▶ **Written problem**
Reproduce the data exactly and drop any pictures it holds.

▶ **Data block**
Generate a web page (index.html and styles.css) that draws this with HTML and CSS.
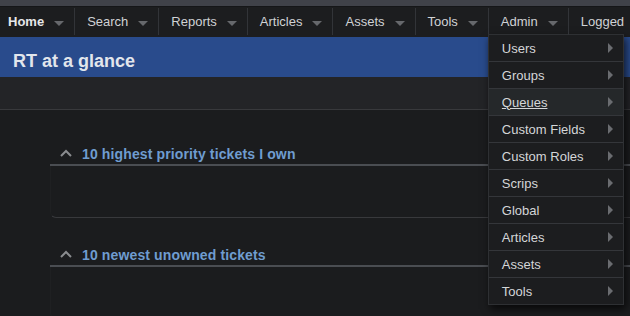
FILE: index.html
```html
<!DOCTYPE html>
<html>
<head>
<meta charset="utf-8">
<link rel="stylesheet" href="styles.css">
</head>
<body>
<div class="topstrip"></div>
<nav class="nav">
  <ul class="nav-list">
    <li class="nav-item first current"><span>Home</span><i class="down"></i></li>
    <li class="nav-item"><span>Search</span><i class="down"></i></li>
    <li class="nav-item"><span>Reports</span><i class="down"></i></li>
    <li class="nav-item"><span>Articles</span><i class="down"></i></li>
    <li class="nav-item"><span>Assets</span><i class="down"></i></li>
    <li class="nav-item"><span>Tools</span><i class="down"></i></li>
    <li class="nav-item admin"><span>Admin</span><i class="down"></i>
      <ul class="menu">
        <li class="menu-item">Users<i class="right"></i></li>
        <li class="menu-item">Groups<i class="right"></i></li>
        <li class="menu-item hover"><span class="u">Queues</span><i class="right"></i></li>
        <li class="menu-item">Custom Fields<i class="right"></i></li>
        <li class="menu-item">Custom Roles<i class="right"></i></li>
        <li class="menu-item">Scrips<i class="right"></i></li>
        <li class="menu-item">Global<i class="right"></i></li>
        <li class="menu-item">Articles<i class="right"></i></li>
        <li class="menu-item">Assets<i class="right"></i></li>
        <li class="menu-item last">Tools<i class="right"></i></li>
      </ul>
    </li>
    <li class="nav-item"><span>Logged</span></li>
  </ul>
</nav>
<header class="title">RT at a glance</header>
<div class="band"></div>
<main class="main">
  <section class="box">
    <div class="box-head">
      <svg class="chev" width="12" height="8" viewBox="0 0 12 8"><path d="M1 7 L6 2 L11 7" fill="none" stroke="#8a8c8f" stroke-width="2"/></svg>
      <span class="box-title">10 highest priority tickets I own</span>
    </div>
    <div class="box-body"></div>
  </section>
  <section class="box">
    <div class="box-head">
      <svg class="chev" width="12" height="8" viewBox="0 0 12 8"><path d="M1 7 L6 2 L11 7" fill="none" stroke="#8a8c8f" stroke-width="2"/></svg>
      <span class="box-title">10 newest unowned tickets</span>
    </div>
    <div class="box-body"></div>
  </section>
</main>
</body>
</html>
```

FILE: styles.css
```css
html, body {
  margin: 0;
  padding: 0;
  background: #1b1c1e;
  font-family: "Liberation Sans", Arial, sans-serif;
  overflow: hidden;
  width: 630px;
  height: 316px;
}
.topstrip {
  height: 6px;
  background: #404249;
  border-bottom: 1px solid #151618;
}
.nav {
  height: 30px;
  background: #1c1d1f;
  position: relative;
  z-index: 5;
}
.nav-list {
  list-style: none;
  margin: 0;
  padding: 0;
  display: flex;
  white-space: nowrap;
  height: 30px;
}
.nav-item {
  position: relative;
  display: flex;
  align-items: center;
  height: 28px;
  padding: 0 10px 2px 13px;
  font-size: 13px;
  color: #d0d2d5;
  flex-shrink: 0;
}
.nav-item::before {
  content: "";
  position: absolute;
  left: 0;
  top: 1px;
  bottom: 2px;
  width: 1px;
  background: #323438;
}
.nav-item.first {
  padding-left: 8px;
}
.nav-item.first::before {
  display: none;
}
.nav-item.current {
  font-weight: bold;
  color: #e6e7e9;
}
.down {
  display: inline-block;
  width: 0;
  height: 0;
  border-left: 5px solid transparent;
  border-right: 5px solid transparent;
  border-top: 5px solid #66686c;
  margin-left: 10px;
  margin-top: 5px;
}
.menu {
  position: absolute;
  top: 27px;
  left: 0;
  width: 134px;
  margin: 0;
  padding: 0;
  list-style: none;
  background: #1c1d1f;
  border: 1px solid #2e3033;
  box-shadow: 2px 4px 8px rgba(0, 0, 0, 0.7);
}
.menu-item {
  display: flex;
  align-items: center;
  justify-content: space-between;
  height: 26px;
  padding: 0 10px 0 13px;
  border-bottom: 1px solid #34363a;
  font-size: 13px;
  color: #d4d6d8;
}
.menu-item.last {
  border-bottom: none;
}
.menu-item.hover {
  background: #25282a;
}
.menu-item .u {
  text-decoration: underline;
}
.right {
  display: inline-block;
  width: 0;
  height: 0;
  border-top: 5px solid transparent;
  border-bottom: 5px solid transparent;
  border-left: 5px solid #6a6c70;
}
.title {
  height: 32px;
  background: #294b8c;
  color: #e2e6ec;
  font-size: 18px;
  font-weight: bold;
  line-height: 32px;
  padding: 8px 0 0 13px;
}
.band {
  height: 32px;
  background: #232427;
  border-bottom: 1px solid #38393c;
}
.main {
  padding: 33px 0 0 50px;
}
.box {
  margin-bottom: 26px;
  margin-right: -10px;
}
.box-head {
  display: flex;
  align-items: center;
  height: 21px;
  border-bottom: 2px solid #4a4d52;
  padding-left: 10px;
}
.chev {
  margin-right: 10px;
  margin-top: -1px;
}
.box-title {
  color: #6f9cd0;
  font-size: 14px;
  font-weight: bold;
  letter-spacing: 0.13px;
}
.box-body {
  height: 51px;
  border: 1px solid #1f2022;
  border-top: none;
  border-bottom-color: #38393c;
  border-radius: 0 0 0 6px;
}
```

▶ **Answer for the task**
Generate a web page (index.html and styles.css) that draws this with HTML and CSS.
FILE: index.html
```html
<!DOCTYPE html>
<html>
<head>
<meta charset="utf-8">
<link rel="stylesheet" href="styles.css">
</head>
<body>
<div class="topstrip"></div>
<nav class="nav">
  <ul class="nav-list">
    <li class="nav-item first current"><span>Home</span><i class="down"></i></li>
    <li class="nav-item"><span>Search</span><i class="down"></i></li>
    <li class="nav-item"><span>Reports</span><i class="down"></i></li>
    <li class="nav-item"><span>Articles</span><i class="down"></i></li>
    <li class="nav-item"><span>Assets</span><i class="down"></i></li>
    <li class="nav-item"><span>Tools</span><i class="down"></i></li>
    <li class="nav-item admin"><span>Admin</span><i class="down"></i>
      <ul class="menu">
        <li class="menu-item">Users<i class="right"></i></li>
        <li class="menu-item">Groups<i class="right"></i></li>
        <li class="menu-item hover"><span class="u">Queues</span><i class="right"></i></li>
        <li class="menu-item">Custom Fields<i class="right"></i></li>
        <li class="menu-item">Custom Roles<i class="right"></i></li>
        <li class="menu-item">Scrips<i class="right"></i></li>
        <li class="menu-item">Global<i class="right"></i></li>
        <li class="menu-item">Articles<i class="right"></i></li>
        <li class="menu-item">Assets<i class="right"></i></li>
        <li class="menu-item last">Tools<i class="right"></i></li>
      </ul>
    </li>
    <li class="nav-item"><span>Logged</span></li>
  </ul>
</nav>
<header class="title">RT at a glance</header>
<div class="band"></div>
<main class="main">
  <section class="box">
    <div class="box-head">
      <svg class="chev" width="12" height="8" viewBox="0 0 12 8"><path d="M1 7 L6 2 L11 7" fill="none" stroke="#8a8c8f" stroke-width="2"/></svg>
      <span class="box-title">10 highest priority tickets I own</span>
    </div>
    <div class="box-body"></div>
  </section>
  <section class="box">
    <div class="box-head">
      <svg class="chev" width="12" height="8" viewBox="0 0 12 8"><path d="M1 7 L6 2 L11 7" fill="none" stroke="#8a8c8f" stroke-width="2"/></svg>
      <span class="box-title">10 newest unowned tickets</span>
    </div>
    <div class="box-body"></div>
  </section>
</main>
</body>
</html>
```

FILE: styles.css
```css
html, body {
  margin: 0;
  padding: 0;
  background: #1b1c1e;
  font-family: "Liberation Sans", Arial, sans-serif;
  overflow: hidden;
  width: 630px;
  height: 316px;
}
.topstrip {
  height: 6px;
  background: #404249;
  border-bottom: 1px solid #151618;
}
.nav {
  height: 30px;
  background: #1c1d1f;
  position: relative;
  z-index: 5;
}
.nav-list {
  list-style: none;
  margin: 0;
  padding: 0;
  display: flex;
  white-space: nowrap;
  height: 30px;
}
.nav-item {
  position: relative;
  display: flex;
  align-items: center;
  height: 28px;
  padding: 0 10px 2px 13px;
  font-size: 13px;
  color: #d0d2d5;
  flex-shrink: 0;
}
.nav-item::before {
  content: "";
  position: absolute;
  left: 0;
  top: 1px;
  bottom: 2px;
  width: 1px;
  background: #323438;
}
.nav-item.first {
  padding-left: 8px;
}
.nav-item.first::before {
  display: none;
}
.nav-item.current {
  font-weight: bold;
  color: #e6e7e9;
}
.down {
  display: inline-block;
  width: 0;
  height: 0;
  border-left: 5px solid transparent;
  border-right: 5px solid transparent;
  border-top: 5px solid #66686c;
  margin-left: 10px;
  margin-top: 5px;
}
.menu {
  position: absolute;
  top: 27px;
  left: 0;
  width: 134px;
  margin: 0;
  padding: 0;
  list-style: none;
  background: #1c1d1f;
  border: 1px solid #2e3033;
  box-shadow: 2px 4px 8px rgba(0, 0, 0, 0.7);
}
.menu-item {
  display: flex;
  align-items: center;
  justify-content: space-between;
  height: 26px;
  padding: 0 10px 0 13px;
  border-bottom: 1px solid #34363a;
  font-size: 13px;
  color: #d4d6d8;
}
.menu-item.last {
  border-bottom: none;
}
.menu-item.hover {
  background: #25282a;
}
.menu-item .u {
  text-decoration: underline;
}
.right {
  display: inline-block;
  width: 0;
  height: 0;
  border-top: 5px solid transparent;
  border-bottom: 5px solid transparent;
  border-left: 5px solid #6a6c70;
}
.title {
  height: 32px;
  background: #294b8c;
  color: #e2e6ec;
  font-size: 18px;
  font-weight: bold;
  line-height: 32px;
  padding: 8px 0 0 13px;
}
.band {
  height: 32px;
  background: #232427;
  border-bottom: 1px solid #38393c;
}
.main {
  padding: 33px 0 0 50px;
}
.box {
  margin-bottom: 26px;
  margin-right: -10px;
}
.box-head {
  display: flex;
  align-items: center;
  height: 21px;
  border-bottom: 2px solid #4a4d52;
  padding-left: 10px;
}
.chev {
  margin-right: 10px;
  margin-top: -1px;
}
.box-title {
  color: #6f9cd0;
  font-size: 14px;
  font-weight: bold;
  letter-spacing: 0.13px;
}
.box-body {
  height: 51px;
  border: 1px solid #1f2022;
  border-top: none;
  border-bottom-color: #38393c;
  border-radius: 0 0 0 6px;
}
```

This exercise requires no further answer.